>> BEGIN Material to process

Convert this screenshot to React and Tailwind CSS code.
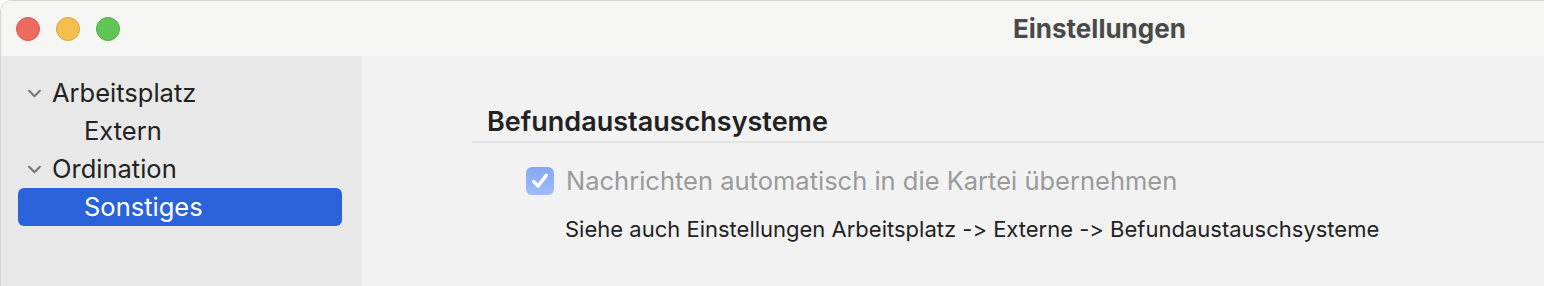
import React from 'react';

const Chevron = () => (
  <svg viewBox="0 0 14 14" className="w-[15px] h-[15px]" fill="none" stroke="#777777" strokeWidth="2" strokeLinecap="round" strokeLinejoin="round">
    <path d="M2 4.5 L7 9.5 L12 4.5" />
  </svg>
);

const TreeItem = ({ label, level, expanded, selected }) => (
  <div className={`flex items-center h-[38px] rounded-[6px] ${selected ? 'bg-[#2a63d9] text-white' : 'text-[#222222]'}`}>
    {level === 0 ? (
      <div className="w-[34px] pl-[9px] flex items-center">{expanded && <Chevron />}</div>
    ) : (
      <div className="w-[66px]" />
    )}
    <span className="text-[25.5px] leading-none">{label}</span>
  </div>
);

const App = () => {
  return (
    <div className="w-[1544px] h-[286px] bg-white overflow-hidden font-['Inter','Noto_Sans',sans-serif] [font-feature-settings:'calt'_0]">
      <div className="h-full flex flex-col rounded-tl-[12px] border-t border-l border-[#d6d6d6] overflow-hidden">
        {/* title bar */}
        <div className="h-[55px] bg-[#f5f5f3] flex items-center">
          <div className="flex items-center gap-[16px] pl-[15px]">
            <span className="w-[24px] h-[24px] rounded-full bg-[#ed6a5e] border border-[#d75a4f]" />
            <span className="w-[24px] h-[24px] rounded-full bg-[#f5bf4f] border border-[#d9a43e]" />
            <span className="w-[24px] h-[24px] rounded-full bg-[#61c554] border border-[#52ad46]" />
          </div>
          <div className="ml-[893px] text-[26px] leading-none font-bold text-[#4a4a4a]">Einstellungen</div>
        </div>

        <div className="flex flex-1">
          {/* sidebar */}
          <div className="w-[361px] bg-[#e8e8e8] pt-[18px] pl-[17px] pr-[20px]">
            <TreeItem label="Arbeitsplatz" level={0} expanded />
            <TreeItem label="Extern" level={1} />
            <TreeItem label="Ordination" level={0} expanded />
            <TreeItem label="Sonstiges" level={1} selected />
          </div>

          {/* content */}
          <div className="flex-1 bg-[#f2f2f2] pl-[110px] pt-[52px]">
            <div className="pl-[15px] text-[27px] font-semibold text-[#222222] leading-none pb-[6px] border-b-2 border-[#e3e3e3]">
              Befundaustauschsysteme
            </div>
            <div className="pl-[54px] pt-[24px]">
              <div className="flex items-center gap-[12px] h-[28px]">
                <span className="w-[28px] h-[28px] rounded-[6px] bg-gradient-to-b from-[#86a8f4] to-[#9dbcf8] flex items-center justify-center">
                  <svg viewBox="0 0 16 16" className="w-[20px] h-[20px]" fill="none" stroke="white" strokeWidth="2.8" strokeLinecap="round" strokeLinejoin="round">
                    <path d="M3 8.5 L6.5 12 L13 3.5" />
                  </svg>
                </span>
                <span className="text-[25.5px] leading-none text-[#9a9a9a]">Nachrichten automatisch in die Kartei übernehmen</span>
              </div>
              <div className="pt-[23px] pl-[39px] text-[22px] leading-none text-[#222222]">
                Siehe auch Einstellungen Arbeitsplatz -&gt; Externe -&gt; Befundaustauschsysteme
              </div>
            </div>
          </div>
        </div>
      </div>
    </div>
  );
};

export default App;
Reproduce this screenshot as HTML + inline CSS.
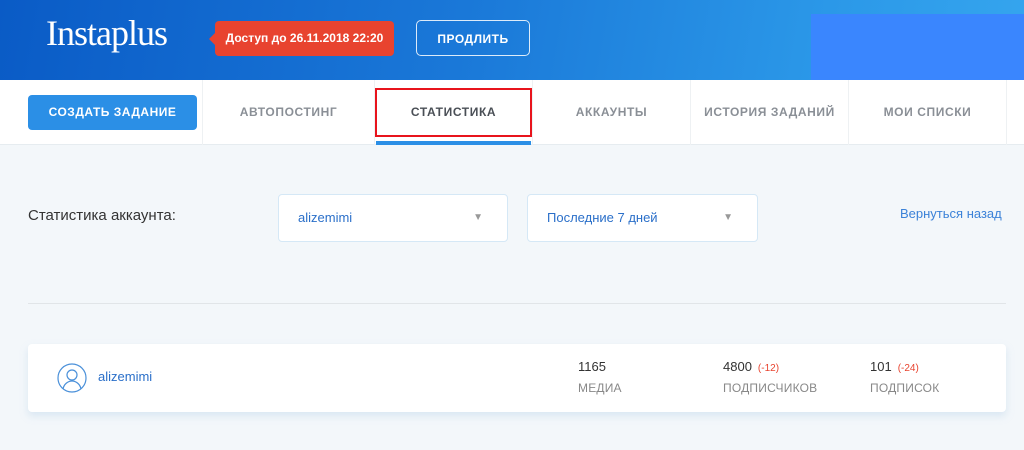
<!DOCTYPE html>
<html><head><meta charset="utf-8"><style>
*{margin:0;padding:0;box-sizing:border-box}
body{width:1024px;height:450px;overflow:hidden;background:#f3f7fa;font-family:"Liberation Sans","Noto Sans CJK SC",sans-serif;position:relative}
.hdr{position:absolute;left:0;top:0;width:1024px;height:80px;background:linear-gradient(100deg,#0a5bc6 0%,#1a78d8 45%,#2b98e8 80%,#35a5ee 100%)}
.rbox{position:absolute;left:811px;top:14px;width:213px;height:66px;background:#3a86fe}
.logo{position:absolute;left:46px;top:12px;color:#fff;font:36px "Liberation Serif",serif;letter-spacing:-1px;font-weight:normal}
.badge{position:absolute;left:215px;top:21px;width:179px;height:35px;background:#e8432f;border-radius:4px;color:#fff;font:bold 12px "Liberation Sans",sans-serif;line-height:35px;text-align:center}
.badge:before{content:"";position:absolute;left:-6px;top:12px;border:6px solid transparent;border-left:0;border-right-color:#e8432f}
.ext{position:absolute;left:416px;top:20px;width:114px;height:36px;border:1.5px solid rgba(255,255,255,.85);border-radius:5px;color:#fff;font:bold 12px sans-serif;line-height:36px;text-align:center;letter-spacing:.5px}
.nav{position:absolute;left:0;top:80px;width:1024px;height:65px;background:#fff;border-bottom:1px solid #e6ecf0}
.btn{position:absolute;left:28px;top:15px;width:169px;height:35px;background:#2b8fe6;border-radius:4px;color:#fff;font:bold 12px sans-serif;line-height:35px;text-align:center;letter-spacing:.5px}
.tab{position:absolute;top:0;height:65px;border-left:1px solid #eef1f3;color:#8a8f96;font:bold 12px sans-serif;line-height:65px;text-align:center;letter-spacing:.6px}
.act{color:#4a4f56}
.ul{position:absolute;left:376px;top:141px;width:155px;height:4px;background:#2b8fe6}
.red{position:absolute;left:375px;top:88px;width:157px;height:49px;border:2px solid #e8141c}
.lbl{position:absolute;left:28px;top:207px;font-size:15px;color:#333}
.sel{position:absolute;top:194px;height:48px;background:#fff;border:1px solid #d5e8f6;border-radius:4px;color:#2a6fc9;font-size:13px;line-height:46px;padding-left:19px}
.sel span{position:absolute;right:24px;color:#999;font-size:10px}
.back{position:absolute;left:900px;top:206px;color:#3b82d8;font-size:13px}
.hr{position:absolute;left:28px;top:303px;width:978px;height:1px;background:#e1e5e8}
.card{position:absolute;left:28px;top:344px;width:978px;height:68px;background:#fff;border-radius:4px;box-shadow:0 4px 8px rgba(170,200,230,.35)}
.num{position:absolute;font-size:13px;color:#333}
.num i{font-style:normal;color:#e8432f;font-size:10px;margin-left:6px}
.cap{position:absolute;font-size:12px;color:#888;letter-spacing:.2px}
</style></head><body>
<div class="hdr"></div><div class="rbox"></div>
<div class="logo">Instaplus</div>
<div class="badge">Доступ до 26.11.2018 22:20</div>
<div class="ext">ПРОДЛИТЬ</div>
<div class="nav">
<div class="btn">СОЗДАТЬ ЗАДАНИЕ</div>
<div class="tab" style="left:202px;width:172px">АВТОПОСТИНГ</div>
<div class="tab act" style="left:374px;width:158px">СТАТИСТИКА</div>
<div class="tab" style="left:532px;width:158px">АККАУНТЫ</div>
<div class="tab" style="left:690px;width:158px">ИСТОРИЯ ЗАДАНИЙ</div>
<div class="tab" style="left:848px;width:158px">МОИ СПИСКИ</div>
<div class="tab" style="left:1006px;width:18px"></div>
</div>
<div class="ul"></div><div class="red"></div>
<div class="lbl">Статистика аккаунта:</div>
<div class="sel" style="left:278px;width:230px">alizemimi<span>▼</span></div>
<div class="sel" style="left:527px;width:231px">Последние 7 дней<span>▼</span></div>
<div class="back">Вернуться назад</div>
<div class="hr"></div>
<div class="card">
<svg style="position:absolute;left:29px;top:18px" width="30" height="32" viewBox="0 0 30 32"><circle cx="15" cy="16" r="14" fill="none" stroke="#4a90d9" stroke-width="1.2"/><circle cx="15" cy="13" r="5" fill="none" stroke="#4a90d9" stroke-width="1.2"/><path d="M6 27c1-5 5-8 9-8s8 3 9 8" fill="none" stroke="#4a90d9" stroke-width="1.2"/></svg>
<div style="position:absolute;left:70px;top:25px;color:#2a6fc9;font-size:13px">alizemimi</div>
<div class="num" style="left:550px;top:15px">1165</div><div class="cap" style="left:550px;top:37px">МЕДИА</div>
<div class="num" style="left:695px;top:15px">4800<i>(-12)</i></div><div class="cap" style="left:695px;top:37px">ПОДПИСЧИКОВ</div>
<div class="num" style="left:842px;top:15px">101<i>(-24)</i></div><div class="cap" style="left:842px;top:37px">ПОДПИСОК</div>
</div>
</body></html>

>> END Material to process

■ Task objective
Copy every single line of the material above that holds "this".

■ Final result
Convert this screenshot to React and Tailwind CSS code.
Reproduce this screenshot as HTML + inline CSS.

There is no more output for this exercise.